Que la protagonista decida no llamar a la policía podría comprenderse en función del descrédito histórico que las instituciones policiales y de justicia han generado sobre sí mismas en los casos de violación (aunque lo curioso es que aquí quien no cree el relato de Laura es su futuro esposo). Pero no hay cuestionamiento ni reflexión sobre el lugar que ocupa lo institucional, porque se niega de plano su presencia. Porque para que surja la violencia como forma, es necesario establecer la ausencia de todo principio de autoridad y de legalidad en el cual ampararse, incluso con sus fallas.

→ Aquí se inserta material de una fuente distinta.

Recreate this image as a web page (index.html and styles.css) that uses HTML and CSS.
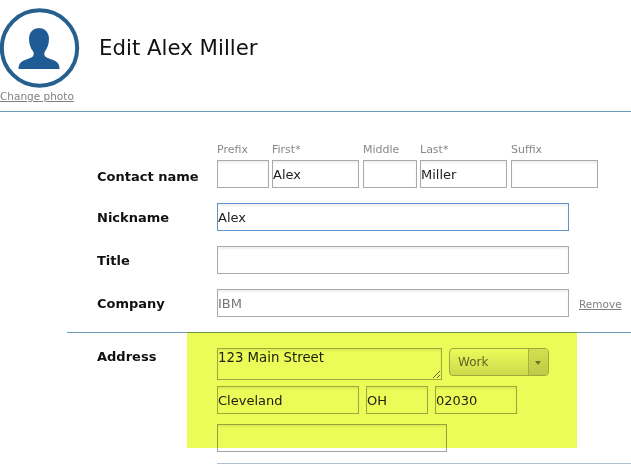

De allí que en el momento en que Laura decide tomar el arma en sus manos –el revolver primero, un cuchillo después, la escopeta al final-, lo que hace es creer que, como hace su padre, solo se trata de salir a cazar a los animales que la atacaron. Que golpee, torture y mate es una reacción que la pone en un pie de igualdad con sus agresores, difuminando una vez más la diferencia entre víctimas y victimarios. Lo que, de nuevo, en una situación de violación es sumamente peligroso. Que una violación sea mostrada con las características expuestas se acerca a una idealización de la experiencia: se produce porque la mujer está predispuesta, porque hay un hombre que no suele tener las mismas posibilidades que sus amigos (que una violación la cometa un joven con rasgos de obesidad y poco agraciado para los cánones de belleza es a esta altura un insulto a la inteligencia), donde hay alguien que filma y ninguno actúa para evitarlo –o para aprovechar la situación- y donde se le permite irse a la mujer sin problemas. Esa construcción del hecho, y la reivindicación de la venganza y de la justicia por mano propia, van en sentido opuesto a la construcción social de los últimos tiempos en donde la palabra y el cuerpo de las mujeres han comenzado a tener el peso que les corresponde y que históricamente les fue negado. La fiesta silenciosa es, desde ese lugar, un paso atrás disfrazado de cierta modernidad. Eso es lo único que la diferencia, en la superficie, de ser un ejemplar más cercano al sexplotaition que al policial. 

Calificación: 3/10

La fiesta silenciosa (Argentina, 2019). Dirección: Diego Fried. Guion: Diego Fried, Nicolas Gueilburt, Luz Orlando Brennan. Fotografía: Manuel Rebella. Montaje: Mariana Quiroga Bertone. Elenco: Jazmín Stuart, Gerardo Romano, Lautaro Bettoni, Esteban Bigliardi, Gastón Cocchiarale. Duración: 87 minutos. Disponible en Cine Ar Play.